Go through the entries below and pick out every line with "this".

#### Data ####

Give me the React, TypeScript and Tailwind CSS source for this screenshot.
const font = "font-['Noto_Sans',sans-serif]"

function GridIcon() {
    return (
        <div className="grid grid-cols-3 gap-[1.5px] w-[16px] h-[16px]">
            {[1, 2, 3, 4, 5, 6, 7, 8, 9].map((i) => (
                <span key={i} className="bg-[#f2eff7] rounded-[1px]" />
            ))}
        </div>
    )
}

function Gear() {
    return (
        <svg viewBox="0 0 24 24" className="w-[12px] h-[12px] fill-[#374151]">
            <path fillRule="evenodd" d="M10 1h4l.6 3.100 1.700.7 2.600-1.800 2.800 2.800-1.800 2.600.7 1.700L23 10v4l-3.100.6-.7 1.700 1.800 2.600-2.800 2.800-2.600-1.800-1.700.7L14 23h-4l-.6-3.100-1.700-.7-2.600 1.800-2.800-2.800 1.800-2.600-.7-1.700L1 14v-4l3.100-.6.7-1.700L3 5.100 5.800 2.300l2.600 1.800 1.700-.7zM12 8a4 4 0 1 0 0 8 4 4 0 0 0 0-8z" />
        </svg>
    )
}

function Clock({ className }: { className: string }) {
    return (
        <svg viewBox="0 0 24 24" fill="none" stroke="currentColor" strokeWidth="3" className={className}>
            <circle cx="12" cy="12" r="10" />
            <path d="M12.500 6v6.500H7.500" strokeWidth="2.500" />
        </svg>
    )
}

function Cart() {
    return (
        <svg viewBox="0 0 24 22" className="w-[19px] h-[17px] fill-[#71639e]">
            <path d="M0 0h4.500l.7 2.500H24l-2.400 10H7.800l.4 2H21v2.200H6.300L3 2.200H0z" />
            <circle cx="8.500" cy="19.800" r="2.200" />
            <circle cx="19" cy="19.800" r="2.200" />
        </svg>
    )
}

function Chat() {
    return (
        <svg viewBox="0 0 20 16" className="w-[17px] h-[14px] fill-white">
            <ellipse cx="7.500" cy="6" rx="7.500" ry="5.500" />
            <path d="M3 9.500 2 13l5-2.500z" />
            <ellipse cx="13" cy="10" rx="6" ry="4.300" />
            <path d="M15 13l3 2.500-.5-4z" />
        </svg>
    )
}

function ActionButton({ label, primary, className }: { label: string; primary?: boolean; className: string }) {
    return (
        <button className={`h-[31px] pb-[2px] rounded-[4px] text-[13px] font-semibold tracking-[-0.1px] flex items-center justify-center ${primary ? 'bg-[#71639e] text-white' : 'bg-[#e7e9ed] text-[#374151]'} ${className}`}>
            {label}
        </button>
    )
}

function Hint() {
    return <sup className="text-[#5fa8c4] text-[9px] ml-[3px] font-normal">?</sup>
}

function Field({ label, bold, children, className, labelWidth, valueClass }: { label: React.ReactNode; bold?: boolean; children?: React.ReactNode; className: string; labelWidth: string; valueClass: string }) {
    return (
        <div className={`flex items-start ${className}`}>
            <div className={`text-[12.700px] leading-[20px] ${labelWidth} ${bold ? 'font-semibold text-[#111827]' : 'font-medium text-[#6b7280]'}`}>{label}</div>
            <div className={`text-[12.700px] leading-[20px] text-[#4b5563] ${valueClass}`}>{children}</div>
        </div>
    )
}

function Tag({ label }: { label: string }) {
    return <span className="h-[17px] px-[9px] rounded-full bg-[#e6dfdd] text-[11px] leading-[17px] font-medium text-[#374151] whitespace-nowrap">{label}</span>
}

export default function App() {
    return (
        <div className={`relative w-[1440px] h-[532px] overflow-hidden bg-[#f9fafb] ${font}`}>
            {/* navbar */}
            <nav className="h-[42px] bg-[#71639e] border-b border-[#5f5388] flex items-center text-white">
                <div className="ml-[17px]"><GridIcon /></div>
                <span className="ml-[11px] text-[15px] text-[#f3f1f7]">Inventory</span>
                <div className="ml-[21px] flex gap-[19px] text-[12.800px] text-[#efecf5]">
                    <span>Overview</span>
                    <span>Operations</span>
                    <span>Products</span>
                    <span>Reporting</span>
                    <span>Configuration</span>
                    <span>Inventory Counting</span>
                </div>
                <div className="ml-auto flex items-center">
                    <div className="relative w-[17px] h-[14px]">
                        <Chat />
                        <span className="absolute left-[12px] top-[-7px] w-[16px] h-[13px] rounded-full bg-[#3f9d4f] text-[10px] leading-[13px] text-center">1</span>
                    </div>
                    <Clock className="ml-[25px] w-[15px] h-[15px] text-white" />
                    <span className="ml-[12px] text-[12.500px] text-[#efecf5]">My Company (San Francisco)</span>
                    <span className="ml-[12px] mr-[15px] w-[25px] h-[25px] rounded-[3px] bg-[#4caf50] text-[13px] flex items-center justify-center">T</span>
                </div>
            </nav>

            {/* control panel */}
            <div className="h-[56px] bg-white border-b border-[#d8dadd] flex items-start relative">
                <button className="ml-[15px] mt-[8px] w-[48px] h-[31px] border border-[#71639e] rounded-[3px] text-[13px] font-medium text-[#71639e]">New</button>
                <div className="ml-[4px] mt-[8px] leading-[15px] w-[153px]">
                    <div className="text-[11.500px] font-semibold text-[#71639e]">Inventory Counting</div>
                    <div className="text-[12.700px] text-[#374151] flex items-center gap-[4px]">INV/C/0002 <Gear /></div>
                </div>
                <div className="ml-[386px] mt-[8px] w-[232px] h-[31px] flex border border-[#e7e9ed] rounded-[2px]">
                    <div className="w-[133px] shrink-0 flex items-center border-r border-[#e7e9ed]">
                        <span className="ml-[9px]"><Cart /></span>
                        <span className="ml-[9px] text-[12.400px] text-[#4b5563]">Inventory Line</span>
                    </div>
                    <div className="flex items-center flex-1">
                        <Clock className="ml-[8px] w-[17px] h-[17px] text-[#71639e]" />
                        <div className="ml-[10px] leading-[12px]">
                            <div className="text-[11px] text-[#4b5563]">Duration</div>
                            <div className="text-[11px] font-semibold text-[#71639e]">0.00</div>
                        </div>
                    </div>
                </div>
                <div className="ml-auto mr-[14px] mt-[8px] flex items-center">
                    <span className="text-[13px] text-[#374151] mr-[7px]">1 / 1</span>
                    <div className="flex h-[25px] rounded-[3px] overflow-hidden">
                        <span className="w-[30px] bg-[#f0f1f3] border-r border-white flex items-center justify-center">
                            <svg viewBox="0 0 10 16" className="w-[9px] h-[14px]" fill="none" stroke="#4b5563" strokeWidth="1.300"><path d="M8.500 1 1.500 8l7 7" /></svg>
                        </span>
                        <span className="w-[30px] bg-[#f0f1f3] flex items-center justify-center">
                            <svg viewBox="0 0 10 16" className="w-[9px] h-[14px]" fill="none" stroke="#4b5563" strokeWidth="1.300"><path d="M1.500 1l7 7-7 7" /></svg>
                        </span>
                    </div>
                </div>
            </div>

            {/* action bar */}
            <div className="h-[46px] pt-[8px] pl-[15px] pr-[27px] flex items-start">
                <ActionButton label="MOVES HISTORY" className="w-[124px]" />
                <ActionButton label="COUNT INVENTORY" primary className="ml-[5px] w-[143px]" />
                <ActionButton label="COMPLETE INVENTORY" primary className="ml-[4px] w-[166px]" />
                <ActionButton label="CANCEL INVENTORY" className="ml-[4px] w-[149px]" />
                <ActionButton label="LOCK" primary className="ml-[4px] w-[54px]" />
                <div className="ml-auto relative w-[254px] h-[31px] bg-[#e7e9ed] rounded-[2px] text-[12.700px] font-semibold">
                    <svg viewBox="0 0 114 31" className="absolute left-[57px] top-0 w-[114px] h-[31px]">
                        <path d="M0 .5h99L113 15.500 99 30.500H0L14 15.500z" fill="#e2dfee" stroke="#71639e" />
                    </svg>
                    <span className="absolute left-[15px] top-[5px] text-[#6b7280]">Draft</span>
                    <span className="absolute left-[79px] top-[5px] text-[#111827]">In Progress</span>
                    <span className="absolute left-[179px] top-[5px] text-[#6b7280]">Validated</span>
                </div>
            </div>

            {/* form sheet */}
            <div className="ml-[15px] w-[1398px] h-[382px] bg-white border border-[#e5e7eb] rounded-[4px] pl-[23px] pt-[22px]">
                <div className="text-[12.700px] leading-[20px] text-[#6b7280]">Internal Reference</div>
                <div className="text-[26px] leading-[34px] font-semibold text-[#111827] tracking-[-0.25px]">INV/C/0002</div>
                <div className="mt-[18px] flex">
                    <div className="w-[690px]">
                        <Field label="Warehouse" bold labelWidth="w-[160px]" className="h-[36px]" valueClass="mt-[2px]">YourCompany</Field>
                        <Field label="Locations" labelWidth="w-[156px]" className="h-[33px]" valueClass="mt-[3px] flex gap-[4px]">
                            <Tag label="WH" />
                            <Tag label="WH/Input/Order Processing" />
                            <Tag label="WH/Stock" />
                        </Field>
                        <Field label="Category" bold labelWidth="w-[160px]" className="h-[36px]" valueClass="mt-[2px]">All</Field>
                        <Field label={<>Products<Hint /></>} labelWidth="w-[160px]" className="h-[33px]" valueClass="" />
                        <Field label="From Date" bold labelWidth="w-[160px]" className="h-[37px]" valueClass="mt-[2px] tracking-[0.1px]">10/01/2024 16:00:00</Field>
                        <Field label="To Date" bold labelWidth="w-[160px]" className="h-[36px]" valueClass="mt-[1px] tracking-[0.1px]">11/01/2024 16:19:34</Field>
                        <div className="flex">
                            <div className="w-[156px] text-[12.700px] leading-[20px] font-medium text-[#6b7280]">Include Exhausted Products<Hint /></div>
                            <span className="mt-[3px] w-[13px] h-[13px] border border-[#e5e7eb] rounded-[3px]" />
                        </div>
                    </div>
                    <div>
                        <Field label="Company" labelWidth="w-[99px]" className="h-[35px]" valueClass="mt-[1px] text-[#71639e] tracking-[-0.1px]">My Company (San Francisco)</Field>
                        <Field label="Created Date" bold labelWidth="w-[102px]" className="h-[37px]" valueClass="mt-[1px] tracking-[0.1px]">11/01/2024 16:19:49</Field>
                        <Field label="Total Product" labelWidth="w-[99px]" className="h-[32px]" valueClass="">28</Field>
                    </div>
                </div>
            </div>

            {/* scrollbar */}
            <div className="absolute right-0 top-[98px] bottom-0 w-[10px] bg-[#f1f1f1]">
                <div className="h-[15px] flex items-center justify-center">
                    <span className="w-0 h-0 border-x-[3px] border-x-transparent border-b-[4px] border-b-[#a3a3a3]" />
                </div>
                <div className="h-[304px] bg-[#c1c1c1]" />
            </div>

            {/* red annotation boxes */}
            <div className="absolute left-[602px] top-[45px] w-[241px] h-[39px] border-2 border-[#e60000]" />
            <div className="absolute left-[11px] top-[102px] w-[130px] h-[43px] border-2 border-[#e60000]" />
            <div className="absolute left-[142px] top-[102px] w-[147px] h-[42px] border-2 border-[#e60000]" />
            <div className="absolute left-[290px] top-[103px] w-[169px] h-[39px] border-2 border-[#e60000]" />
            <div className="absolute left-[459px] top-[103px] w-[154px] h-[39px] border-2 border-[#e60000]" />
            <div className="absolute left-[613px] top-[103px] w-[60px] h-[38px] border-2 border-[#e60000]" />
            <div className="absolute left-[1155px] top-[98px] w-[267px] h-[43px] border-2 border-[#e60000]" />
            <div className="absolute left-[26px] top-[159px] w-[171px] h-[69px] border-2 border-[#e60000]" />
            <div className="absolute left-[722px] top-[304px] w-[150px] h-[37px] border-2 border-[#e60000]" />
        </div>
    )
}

####
#### Data ####

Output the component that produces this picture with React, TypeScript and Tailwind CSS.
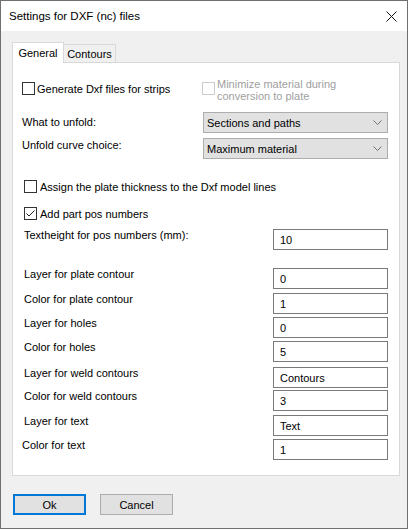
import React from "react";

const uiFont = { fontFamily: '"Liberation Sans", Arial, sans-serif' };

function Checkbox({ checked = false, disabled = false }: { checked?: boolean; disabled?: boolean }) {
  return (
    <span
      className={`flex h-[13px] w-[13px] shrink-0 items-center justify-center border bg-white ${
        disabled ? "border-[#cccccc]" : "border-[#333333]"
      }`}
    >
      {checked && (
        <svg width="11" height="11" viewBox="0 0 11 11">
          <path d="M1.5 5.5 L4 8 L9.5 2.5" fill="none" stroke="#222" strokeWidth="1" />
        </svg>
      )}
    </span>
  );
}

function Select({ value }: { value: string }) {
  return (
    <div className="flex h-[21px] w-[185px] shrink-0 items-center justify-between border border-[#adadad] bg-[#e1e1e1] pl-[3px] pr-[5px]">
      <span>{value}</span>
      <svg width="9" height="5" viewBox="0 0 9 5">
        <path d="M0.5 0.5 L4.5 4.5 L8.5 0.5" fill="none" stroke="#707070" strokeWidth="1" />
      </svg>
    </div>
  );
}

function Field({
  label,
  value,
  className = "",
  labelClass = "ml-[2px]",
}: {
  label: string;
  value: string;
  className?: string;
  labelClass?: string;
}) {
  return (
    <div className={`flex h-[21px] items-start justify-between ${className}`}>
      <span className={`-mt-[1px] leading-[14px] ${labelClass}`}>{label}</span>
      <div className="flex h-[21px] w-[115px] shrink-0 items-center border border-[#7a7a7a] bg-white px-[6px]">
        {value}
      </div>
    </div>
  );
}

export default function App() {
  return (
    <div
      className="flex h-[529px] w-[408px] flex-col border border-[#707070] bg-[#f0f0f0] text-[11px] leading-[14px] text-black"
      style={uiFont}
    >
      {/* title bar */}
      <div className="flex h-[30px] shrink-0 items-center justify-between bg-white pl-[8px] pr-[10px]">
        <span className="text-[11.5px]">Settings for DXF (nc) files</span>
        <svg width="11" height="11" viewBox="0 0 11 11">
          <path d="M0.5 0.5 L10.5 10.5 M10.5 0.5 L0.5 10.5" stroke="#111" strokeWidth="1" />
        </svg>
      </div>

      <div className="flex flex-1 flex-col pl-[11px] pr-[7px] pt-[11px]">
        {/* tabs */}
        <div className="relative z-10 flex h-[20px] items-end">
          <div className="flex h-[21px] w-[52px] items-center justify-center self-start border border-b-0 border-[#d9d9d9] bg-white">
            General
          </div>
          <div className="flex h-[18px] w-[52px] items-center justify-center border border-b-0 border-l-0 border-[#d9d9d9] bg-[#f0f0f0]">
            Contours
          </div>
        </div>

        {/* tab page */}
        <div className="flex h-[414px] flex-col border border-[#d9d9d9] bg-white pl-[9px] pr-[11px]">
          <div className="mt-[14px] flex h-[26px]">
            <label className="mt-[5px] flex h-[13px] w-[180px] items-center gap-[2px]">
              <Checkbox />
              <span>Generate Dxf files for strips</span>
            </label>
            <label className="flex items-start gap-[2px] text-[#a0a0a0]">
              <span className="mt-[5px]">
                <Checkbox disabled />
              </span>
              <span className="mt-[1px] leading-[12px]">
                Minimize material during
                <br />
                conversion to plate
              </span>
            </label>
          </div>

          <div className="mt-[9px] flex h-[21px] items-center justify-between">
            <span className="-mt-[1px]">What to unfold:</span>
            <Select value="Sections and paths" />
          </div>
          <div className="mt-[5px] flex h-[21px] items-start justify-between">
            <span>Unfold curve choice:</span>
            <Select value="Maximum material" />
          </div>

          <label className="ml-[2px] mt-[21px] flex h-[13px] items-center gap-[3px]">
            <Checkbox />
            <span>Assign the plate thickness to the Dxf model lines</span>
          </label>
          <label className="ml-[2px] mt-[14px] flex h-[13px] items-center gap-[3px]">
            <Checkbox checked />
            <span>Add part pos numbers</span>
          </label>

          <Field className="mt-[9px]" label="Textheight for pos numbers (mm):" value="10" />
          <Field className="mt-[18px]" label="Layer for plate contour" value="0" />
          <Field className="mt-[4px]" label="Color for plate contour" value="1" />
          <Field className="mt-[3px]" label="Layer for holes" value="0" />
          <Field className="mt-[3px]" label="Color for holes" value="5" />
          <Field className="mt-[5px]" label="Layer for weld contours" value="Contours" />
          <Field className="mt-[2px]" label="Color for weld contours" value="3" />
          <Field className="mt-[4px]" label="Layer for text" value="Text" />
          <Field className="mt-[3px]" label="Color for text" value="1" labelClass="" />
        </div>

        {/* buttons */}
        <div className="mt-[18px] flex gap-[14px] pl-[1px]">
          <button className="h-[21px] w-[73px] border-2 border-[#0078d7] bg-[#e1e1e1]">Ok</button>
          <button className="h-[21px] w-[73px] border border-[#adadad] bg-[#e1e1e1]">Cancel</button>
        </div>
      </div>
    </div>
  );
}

####
#### Data ####

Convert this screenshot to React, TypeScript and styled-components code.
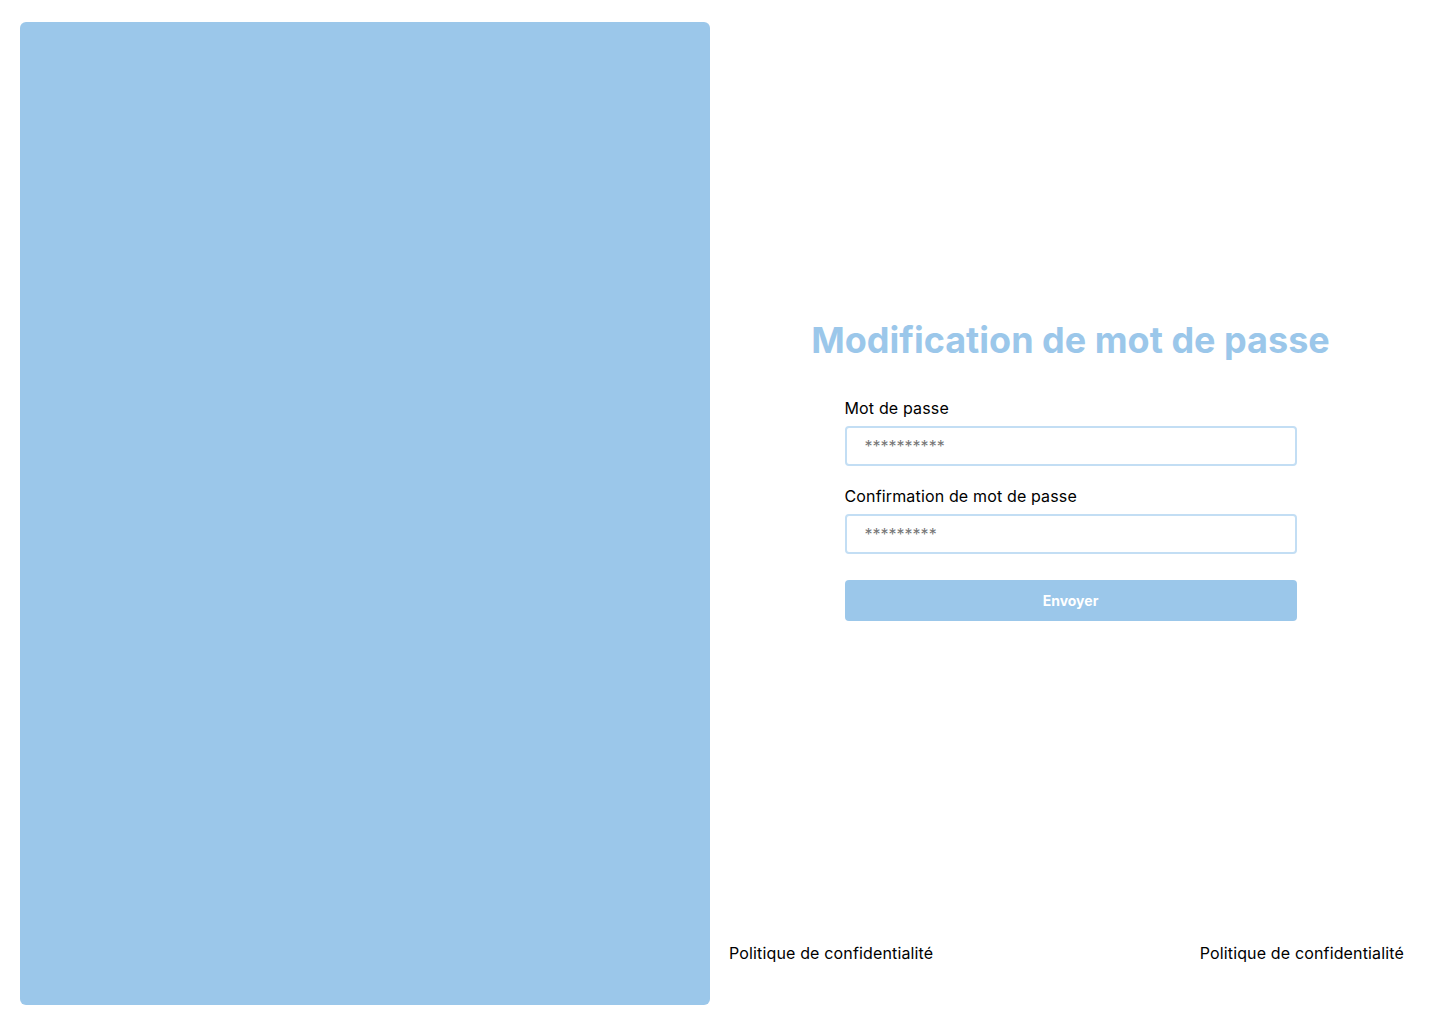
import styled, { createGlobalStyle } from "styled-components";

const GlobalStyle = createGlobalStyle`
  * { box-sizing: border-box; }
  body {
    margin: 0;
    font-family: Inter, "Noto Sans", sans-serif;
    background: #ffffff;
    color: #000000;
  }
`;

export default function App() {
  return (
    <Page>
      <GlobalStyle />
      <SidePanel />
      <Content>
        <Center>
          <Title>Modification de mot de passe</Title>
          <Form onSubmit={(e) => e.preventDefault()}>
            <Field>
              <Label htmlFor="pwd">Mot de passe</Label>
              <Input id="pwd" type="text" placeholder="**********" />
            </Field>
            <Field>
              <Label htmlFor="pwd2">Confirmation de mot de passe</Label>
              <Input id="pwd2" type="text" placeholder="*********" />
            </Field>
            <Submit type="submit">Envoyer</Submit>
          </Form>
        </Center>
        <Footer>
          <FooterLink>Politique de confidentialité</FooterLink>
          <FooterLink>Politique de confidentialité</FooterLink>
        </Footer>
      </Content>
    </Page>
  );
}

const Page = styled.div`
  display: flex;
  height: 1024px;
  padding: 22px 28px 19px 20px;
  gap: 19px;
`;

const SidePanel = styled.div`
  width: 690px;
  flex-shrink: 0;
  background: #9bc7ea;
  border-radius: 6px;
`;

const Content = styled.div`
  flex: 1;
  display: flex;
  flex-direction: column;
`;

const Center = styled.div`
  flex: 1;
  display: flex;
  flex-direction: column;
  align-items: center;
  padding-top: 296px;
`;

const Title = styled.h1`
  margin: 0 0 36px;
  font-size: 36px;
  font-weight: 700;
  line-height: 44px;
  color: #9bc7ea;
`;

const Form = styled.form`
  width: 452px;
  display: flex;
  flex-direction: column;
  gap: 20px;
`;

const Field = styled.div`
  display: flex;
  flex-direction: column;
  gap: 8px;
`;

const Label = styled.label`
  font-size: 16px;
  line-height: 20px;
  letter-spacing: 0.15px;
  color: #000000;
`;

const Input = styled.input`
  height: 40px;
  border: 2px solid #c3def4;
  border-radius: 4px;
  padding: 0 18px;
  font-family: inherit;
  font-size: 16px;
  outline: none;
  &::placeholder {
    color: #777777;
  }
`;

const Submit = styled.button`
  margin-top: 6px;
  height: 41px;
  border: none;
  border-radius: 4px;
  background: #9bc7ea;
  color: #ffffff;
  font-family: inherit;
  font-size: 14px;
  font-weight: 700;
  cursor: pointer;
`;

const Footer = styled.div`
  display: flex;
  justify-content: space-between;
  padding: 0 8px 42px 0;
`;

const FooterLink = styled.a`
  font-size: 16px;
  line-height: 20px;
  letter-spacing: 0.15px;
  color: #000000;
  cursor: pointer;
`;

####

* [Final result]
Give me the React, TypeScript and Tailwind CSS source for this screenshot.
Output the component that produces this picture with React, TypeScript and Tailwind CSS.
Convert this screenshot to React, TypeScript and styled-components code.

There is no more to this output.